Copy all lines of the listing that include the string "components".

################

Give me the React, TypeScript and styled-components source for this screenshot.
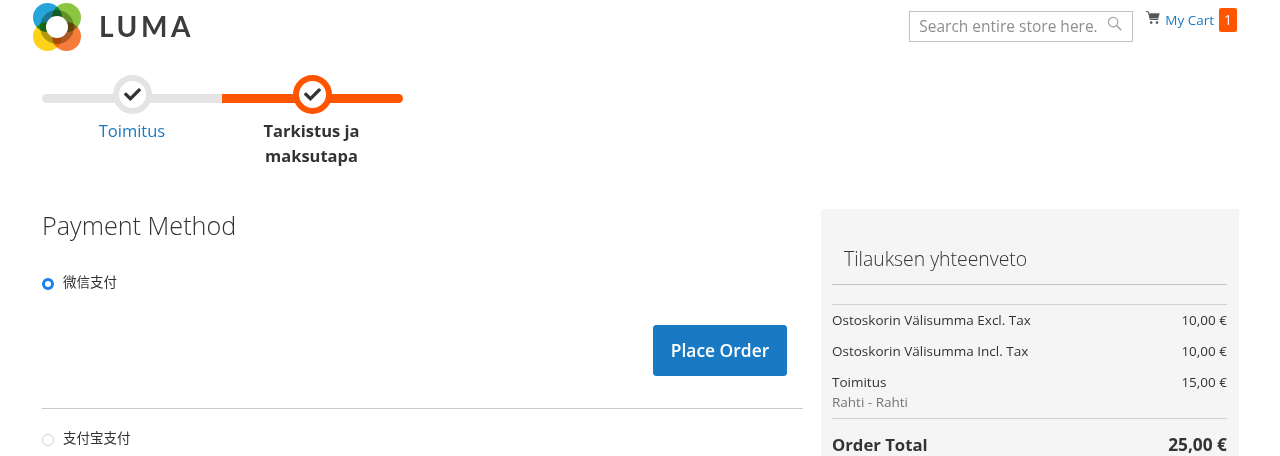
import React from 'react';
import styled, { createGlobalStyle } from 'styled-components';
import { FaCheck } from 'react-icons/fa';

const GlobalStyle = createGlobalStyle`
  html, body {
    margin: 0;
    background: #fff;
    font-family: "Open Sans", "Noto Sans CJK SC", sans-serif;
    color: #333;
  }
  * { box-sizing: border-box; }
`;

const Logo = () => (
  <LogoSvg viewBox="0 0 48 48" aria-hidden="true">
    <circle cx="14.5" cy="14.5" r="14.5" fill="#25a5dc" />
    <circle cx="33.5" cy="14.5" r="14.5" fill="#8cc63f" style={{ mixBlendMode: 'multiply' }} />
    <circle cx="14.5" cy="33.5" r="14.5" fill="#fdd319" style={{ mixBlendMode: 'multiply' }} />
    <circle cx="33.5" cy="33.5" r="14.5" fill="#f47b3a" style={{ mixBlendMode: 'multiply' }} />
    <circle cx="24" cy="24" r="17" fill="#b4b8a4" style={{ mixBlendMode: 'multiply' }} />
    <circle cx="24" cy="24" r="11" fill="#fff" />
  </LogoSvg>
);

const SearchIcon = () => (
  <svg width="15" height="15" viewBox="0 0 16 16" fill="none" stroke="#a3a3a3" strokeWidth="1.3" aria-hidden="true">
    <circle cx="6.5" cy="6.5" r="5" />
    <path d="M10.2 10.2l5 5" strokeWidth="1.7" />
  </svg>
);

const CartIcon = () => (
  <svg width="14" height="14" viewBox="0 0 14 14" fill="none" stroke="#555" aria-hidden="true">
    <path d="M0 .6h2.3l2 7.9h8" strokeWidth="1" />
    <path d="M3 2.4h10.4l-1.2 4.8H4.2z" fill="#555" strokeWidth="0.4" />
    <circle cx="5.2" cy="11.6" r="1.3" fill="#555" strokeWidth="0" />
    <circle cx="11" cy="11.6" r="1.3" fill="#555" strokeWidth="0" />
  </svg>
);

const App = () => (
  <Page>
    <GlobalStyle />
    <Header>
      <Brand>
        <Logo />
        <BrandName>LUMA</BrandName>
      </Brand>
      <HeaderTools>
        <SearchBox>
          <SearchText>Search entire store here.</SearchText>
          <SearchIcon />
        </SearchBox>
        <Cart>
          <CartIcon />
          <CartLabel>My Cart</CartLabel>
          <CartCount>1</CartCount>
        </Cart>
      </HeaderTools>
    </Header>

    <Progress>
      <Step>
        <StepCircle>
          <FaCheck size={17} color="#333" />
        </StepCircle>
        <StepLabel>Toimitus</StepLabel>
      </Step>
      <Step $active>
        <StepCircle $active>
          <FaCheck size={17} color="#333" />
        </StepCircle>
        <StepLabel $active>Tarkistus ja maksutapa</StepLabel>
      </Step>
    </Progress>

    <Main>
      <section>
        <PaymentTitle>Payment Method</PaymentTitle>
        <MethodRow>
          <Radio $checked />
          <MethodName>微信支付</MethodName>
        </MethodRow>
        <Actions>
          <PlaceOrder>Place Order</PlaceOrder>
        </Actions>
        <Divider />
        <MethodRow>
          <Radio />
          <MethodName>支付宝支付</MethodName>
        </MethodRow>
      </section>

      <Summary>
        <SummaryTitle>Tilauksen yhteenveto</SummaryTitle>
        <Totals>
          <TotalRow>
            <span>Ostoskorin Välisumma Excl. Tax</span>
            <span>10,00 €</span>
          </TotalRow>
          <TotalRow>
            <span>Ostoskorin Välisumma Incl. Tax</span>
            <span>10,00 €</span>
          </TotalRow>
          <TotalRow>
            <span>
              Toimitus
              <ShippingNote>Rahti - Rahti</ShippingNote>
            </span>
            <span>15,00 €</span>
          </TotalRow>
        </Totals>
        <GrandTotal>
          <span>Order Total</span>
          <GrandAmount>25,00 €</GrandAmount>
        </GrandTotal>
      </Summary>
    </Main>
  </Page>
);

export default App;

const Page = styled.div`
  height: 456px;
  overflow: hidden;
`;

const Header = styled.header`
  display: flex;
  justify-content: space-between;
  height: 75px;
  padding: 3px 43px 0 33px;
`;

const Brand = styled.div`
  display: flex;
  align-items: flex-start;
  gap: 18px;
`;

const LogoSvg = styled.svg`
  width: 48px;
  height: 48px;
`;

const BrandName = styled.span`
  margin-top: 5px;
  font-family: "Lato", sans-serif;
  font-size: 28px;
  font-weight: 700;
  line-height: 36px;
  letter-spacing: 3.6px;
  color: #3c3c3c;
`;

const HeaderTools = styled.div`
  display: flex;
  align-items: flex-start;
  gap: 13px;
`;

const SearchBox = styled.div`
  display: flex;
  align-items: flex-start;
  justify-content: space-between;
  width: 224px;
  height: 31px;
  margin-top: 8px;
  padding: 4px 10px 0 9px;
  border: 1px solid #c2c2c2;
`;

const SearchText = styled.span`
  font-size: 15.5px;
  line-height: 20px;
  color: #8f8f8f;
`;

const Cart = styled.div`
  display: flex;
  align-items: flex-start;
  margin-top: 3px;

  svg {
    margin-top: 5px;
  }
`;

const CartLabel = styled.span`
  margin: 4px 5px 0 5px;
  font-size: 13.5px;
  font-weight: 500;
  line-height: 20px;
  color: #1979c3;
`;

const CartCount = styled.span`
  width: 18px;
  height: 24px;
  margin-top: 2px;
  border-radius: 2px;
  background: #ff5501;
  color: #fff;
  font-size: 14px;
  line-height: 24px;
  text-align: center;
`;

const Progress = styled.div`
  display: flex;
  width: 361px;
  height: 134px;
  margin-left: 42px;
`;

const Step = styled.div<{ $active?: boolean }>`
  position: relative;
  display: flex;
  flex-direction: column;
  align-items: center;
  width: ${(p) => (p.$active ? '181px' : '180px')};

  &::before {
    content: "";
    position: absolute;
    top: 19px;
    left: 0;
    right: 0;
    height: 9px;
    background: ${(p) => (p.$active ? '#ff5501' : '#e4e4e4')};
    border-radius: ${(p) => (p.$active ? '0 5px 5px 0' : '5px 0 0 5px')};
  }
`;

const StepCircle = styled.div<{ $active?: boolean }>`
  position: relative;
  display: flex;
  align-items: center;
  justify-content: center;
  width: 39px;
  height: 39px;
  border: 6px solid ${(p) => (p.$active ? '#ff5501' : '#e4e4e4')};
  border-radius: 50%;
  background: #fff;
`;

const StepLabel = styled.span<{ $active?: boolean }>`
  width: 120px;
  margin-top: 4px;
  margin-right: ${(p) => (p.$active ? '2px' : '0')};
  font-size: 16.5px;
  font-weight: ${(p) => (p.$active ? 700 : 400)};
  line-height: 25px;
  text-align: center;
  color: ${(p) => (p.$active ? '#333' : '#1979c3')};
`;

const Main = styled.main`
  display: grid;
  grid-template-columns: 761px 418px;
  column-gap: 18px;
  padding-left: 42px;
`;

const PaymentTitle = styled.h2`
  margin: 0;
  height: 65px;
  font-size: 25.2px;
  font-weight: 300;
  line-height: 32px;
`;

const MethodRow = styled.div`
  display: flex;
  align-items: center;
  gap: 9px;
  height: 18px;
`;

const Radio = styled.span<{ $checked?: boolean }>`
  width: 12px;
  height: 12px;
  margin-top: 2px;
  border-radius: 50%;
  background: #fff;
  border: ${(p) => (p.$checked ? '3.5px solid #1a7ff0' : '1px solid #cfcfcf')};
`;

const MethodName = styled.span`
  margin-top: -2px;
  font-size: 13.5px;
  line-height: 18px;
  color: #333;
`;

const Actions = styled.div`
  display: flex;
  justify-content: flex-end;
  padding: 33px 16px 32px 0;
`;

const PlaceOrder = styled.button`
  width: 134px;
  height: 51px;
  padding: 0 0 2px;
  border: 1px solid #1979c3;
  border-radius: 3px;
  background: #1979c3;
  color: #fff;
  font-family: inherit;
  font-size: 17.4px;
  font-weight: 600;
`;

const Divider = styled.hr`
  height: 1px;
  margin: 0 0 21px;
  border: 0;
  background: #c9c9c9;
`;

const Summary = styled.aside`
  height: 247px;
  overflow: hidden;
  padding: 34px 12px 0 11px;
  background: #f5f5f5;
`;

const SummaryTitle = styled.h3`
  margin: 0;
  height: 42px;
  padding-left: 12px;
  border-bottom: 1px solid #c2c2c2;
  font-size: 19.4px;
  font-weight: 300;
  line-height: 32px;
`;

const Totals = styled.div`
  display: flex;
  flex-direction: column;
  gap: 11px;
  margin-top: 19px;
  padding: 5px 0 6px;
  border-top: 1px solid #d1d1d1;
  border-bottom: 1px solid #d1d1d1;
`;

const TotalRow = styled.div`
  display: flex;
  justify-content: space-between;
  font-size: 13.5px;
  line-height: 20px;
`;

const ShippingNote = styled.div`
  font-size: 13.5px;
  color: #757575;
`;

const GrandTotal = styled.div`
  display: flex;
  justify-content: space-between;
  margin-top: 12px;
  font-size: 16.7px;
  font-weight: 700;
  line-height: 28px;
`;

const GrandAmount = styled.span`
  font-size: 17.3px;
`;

################

▶ [Written response]:
Give me the React, TypeScript and styled-components source for this screenshot.
import styled, { createGlobalStyle } from 'styled-components';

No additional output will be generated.